Wednesday, February 3, 2016

Asian Infrastructure Investment Bank (AIIB): Q & A

Q1. Do you think India's decision to put in $ 8 billion -- and become the  second largest shareholder after China -- makes sense?
 A1: As with any company the owned equity capital is not the same as paid up  capital. Thus $8bi is the risk capital committed by India. The amount put  into the account of AIIB will be much less. Being the second largest shareholder gives some influence in determining the nature & amount of loans to infrastructure projects of interest to India, both within India and in other countries which have an overlap of interests with us or similarity of  approach to infrastructure lending.
Q2. From a lay person's point of view -- why doesn't India spend the $ 8  billion on infrastructure projects at home? What would be the added benefit of putting this money in and accessing it through the bank's pool?
 A2: As indicated in A1, the actual money spent by us initially will be a fraction of $8bi committed. The nature of multinational banks is such that actual lending depends on borrowed funds, which are related both to the risk capital committed by all shareholders and the credibility of the institution in Global capital markets. Thus the funds available to the AIIB will be a multiple of the outlays. The loans we get will depend on the proportion of viable projects that are put up to the bank, ie potentially much more loans than the amount we put in equity.
 Q3. China is by far the biggest shareholder, with $ 29.7 billion (out of $ 100 billion capital). According to the voting structure, this will give them a strong say in most decisions (although their influence has been a little diluted in the negotiations process, as voting doesn't just reflect your shareholding but also takes into account your founding member status etc.) Is this unavoidable in a financial institution -- that the majority stakeholder dominates? Will this be a problem for India?
 A3: There is no better way to run a global institution than on basis of voting based on equity shares.  Just as the ADB is a Japanese run bank with US having a significant influence, the AIIB will be a Chinese run Bank. However, given the different relationship between US & Japan, our influence in the AIIB cannot match that of US in ADB. However, India's influence will
 depend on getting support for other share holders in pushing rules and procedures for lending that are seen as objective and rational, and enhance the credibility of AIIB on international debt markets where it will have to raise resources.
 Q4. The bank's officials in Beijing say it aims to position itself differently from the World Bank and ADB by focusing on infrastructure projects -- no poverty reduction/social welfare programs etc.
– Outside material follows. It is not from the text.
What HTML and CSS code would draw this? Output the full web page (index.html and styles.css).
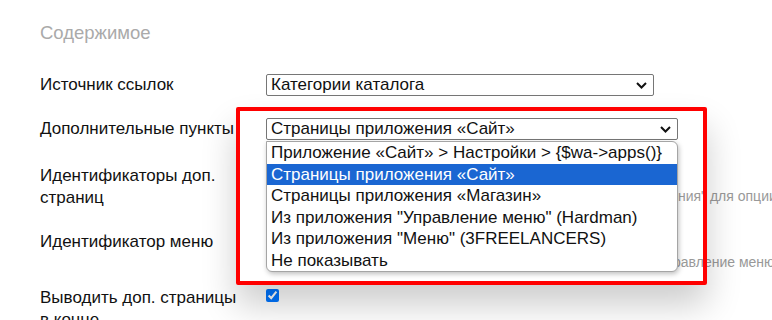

Is this a good idea?
 A4: As the name says clearly this is a bank for infrastructure lending, where there is the greatest gap between needs-demand for loans and supply of loans. These are the sectors that require a lot more capital. This is something we had analysed and focussed, on in proposing the New Development Bank in 2012, when I was at the IMF. The World Bank has been unable to
 fulfill the demand for infrastructure loans as it DC shareholders didnt want to increase the authorized capital. Consequently, it has increasingly focussed on the soft sectors requires less capital investment and tried to substitute "knowledge" for even the lower capital needed.
 Q5. The process of putting out its environmental framework has been criticised -- that this was done in six weeks, that the documents were entirely in English, and that diverse views, ncluding of civil society groups in member countries, were not considered. The bank says the time period and framework meet international standards and follow the standards set by other multilateral banks. There is a fear that since China's shadow on this bank is rather large, it will follow China's (poor) standards when it comes to environment and human rights. Do you think this fear is well-founded?
 A5: China is likely to accept the national environmental standard prevalent in the country in which the project is located, rather than imposing any uniform standards.  To these national standards are below ADB or World Bank standards, the fear is justified.

Written (email) interview to Ananth Krishnan of India Today, Beijing on January 16, 2016.